Thank you for reporting back! I will mark Jeff’s suggestion as the solution.

jefftenney · September 18, 2023, 3:53pm

This is a pretty subtle requirement – namely that secure interrupts that call FreeRTOS API functions must use priorities at or below the deprioritized max syscall priority. And on top of that, function vPortValidateInterruptPriority() is not able to detect violations.

I thought maybe we could add a secure function to help vPortValidateInterruptPriority() catch this configuration error, but that idea doesn’t seem to be panning out. Would be nice if we could improve the port somehow to catch this. Ideas welcome.

OliM · September 18, 2023, 4:42pm

Could you expand on why you don’t think a secure function for that check would work out?

jefftenney · September 18, 2023, 5:40pm

The check in vPortValidateInterruptPriority() is done by reading IPSR because that register indicates the exception number of the exception being handled. The code then looks up the priority of that interrupt.

When a secure ISR calls an nonsecure function (eg, a FreeRTOS API function), the core changes IPSR to 1. The intent is to hide from the nonsecure side which interrupt is active. The value 1 is good enough for xPortIsInsideInterrupt(), but it’s no good for looking up the priority of the current interrupt.
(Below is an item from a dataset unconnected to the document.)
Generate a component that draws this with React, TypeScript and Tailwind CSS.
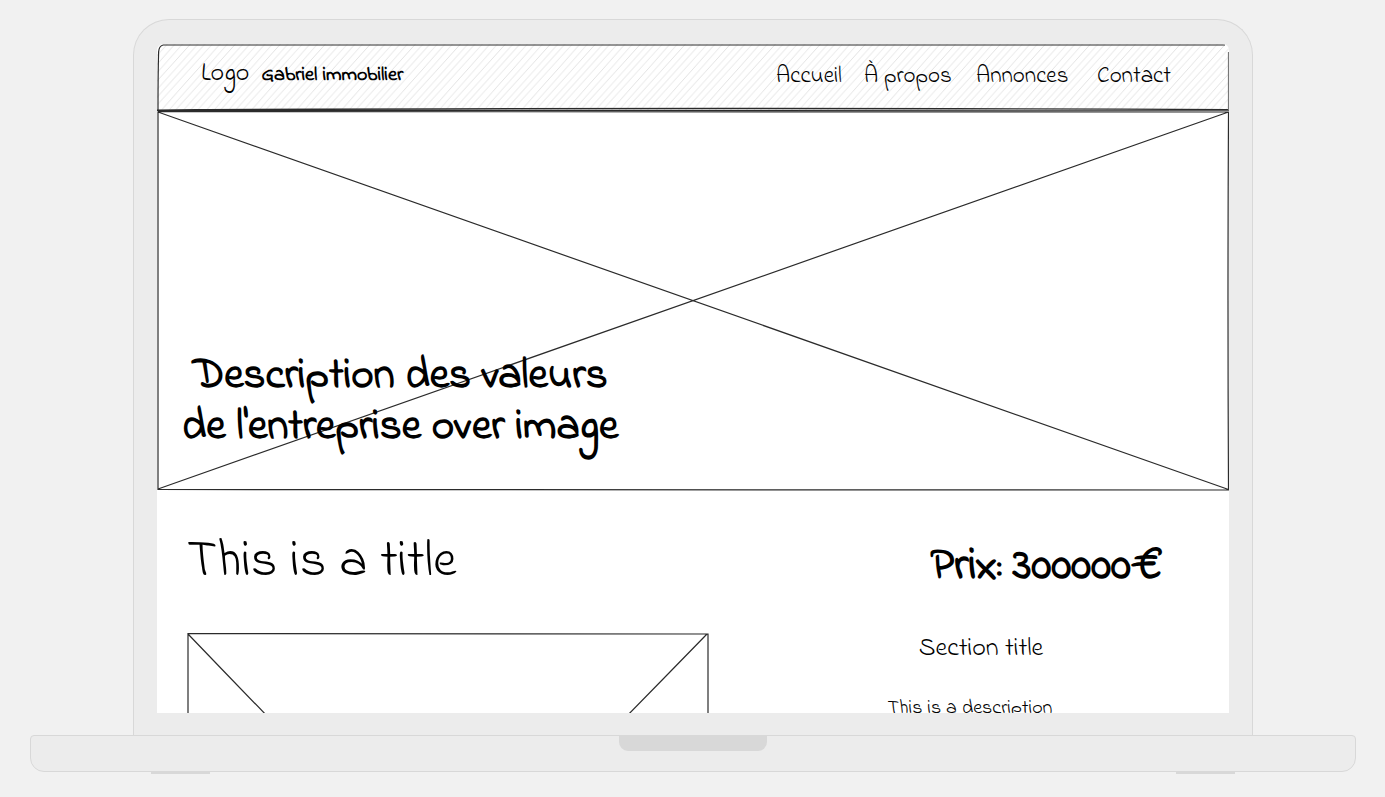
const line = {
  fill: "none",
  stroke: "#2b2b2b",
  strokeWidth: 1.2,
  vectorEffect: "non-scaling-stroke" as const,
};

function Hatching() {
  return (
    <svg aria-hidden="true" className="absolute inset-0 size-full">
      <defs>
        <pattern id="hatch" width="45" height="66" patternUnits="userSpaceOnUse" patternTransform="skewX(-42)">
          <path d="M3 0V66M18 0L19 66M33.5 0L33 66" stroke="#dcdcdc" strokeWidth="0.8" fill="none" />
          <path d="M10.5 0L10 66M25.5 0L26.5 66M41 0V66" stroke="#ececec" strokeWidth="1.3" fill="none" />
        </pattern>
      </defs>
      <rect width="100%" height="100%" rx="6" fill="url(#hatch)" />
    </svg>
  );
}

function HeaderOutline() {
  return (
    <svg aria-hidden="true" className="absolute inset-0 size-full overflow-visible" viewBox="0 0 1072 66" preserveAspectRatio="none">
      <path {...line} d="M6 1Q500 0.6 1068 1M6 1Q2 2 1.6 8Q1 30 1 66M0 66Q500 63 1072 65.5M0 66.5Q500 66.5 1072 66.2" />
      <path {...line} stroke="#777777" d="M1071.5 8V66" />
    </svg>
  );
}

function HeroPlaceholder() {
  return (
    <svg aria-hidden="true" className="absolute inset-0 size-full" viewBox="0 0 1072 381" preserveAspectRatio="none">
      <path {...line} d="M1 1.6Q500 3.4 1071.5 2Q1070.5 190 1071.5 380Q500 381.5 1 379.5Q1.6 190 1 2Q535 189 1071.5 379.5M1 379Q535 192 1071.5 2" />
    </svg>
  );
}

function PhotoPlaceholder() {
  return (
    <svg aria-hidden="true" className="block h-[522px] w-full" viewBox="0 0 522 522" preserveAspectRatio="none">
      <path {...line} d="M1 0.6Q300 0.5 521 1Q522 260 521 521H1V1Q255 266 521 521M1 521Q268 260 520 1" />
    </svg>
  );
}

export default function App() {
  return (
    <div className="flex h-screen min-h-[480px] flex-col overflow-hidden bg-[#f1f1f1] pt-[19px] pr-[29px] pb-[23px] pl-[30px] font-['Indie_Flower',Lato,sans-serif] text-black">
      <div className="mx-[103px] flex min-h-0 flex-1 flex-col rounded-t-[36px] border border-b-0 border-[#d8d8d8] bg-[#ececec] px-[23px] pt-6 pb-[22px]">
        <div className="min-h-0 flex-1 overflow-hidden rounded-t-md bg-white">
          <header className="relative flex h-[66px] items-center justify-between pr-[61px] pl-11">
            <Hatching />
            <HeaderOutline />
            <a href="#" className="relative flex items-baseline gap-3 pb-1.5">
              <span className="text-[26px]">Logo</span>
              <span className="text-xl font-bold">Gabriel immobilier</span>
            </a>
            <nav className="relative grid grid-cols-[88px_112px_121px_71px] text-[23px]">
              <a href="#accueil">Accueil</a>
              <a href="#a-propos">À propos</a>
              <a href="#annonces">Annonces</a>
              <a href="#contact">Contact</a>
            </nav>
          </header>

          <section className="relative flex h-[381px] items-end px-[25px] pb-[38px]">
            <HeroPlaceholder />
            <h1 className="relative text-center text-[43px] leading-[51px] font-bold">
              Description des valeurs
              <br />
              de l'entreprise over image
            </h1>
          </section>

          <main className="px-[30px] pt-[42px]">
            <div className="flex items-center justify-between pr-9">
              <h2 className="text-[52px] leading-[60px]">This is a title</h2>
              <p className="pt-2 text-[46px] leading-[52px] font-bold">Prix: 300000€</p>
            </div>
            <div className="mt-10 flex justify-between">
              <div className="w-[522px]">
                <PhotoPlaceholder />
              </div>
              <div className="flex w-[436px] flex-col items-center pt-[2px]">
                <h3 className="text-[26px] leading-7">Section title</h3>
                <p className="mt-8 mr-[22px] text-xl leading-7">This is a description</p>
              </div>
            </div>
          </main>
        </div>
      </div>

      <div className="relative flex h-[37px] shrink-0 justify-center rounded-t-[4px] rounded-b-[14px] border border-[#d8d8d8] bg-[#ececec]">
        <div className="h-[15px] w-[148px] rounded-b-[9px] bg-[#d8d8d8]" />
      </div>
      <div className="flex shrink-0 justify-between px-[121px]">
        <div className="h-[2px] w-[59px] bg-[#d8d8d8]" />
        <div className="h-[2px] w-[59px] bg-[#d8d8d8]" />
      </div>
    </div>
  );
}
I had hoped IPSR would automagically change back to the correct value if we jumped back over to the secure side, acting something like the state-banked registers. But what I found in the Architecture Manual shot that down. The BLXNS instruction, used to call the nonsecure function from the secure ISR, stacks the original IPSR value and changes IPSR to 1. IPSR is not a banked register. I didn’t even bother trying it on the hardware.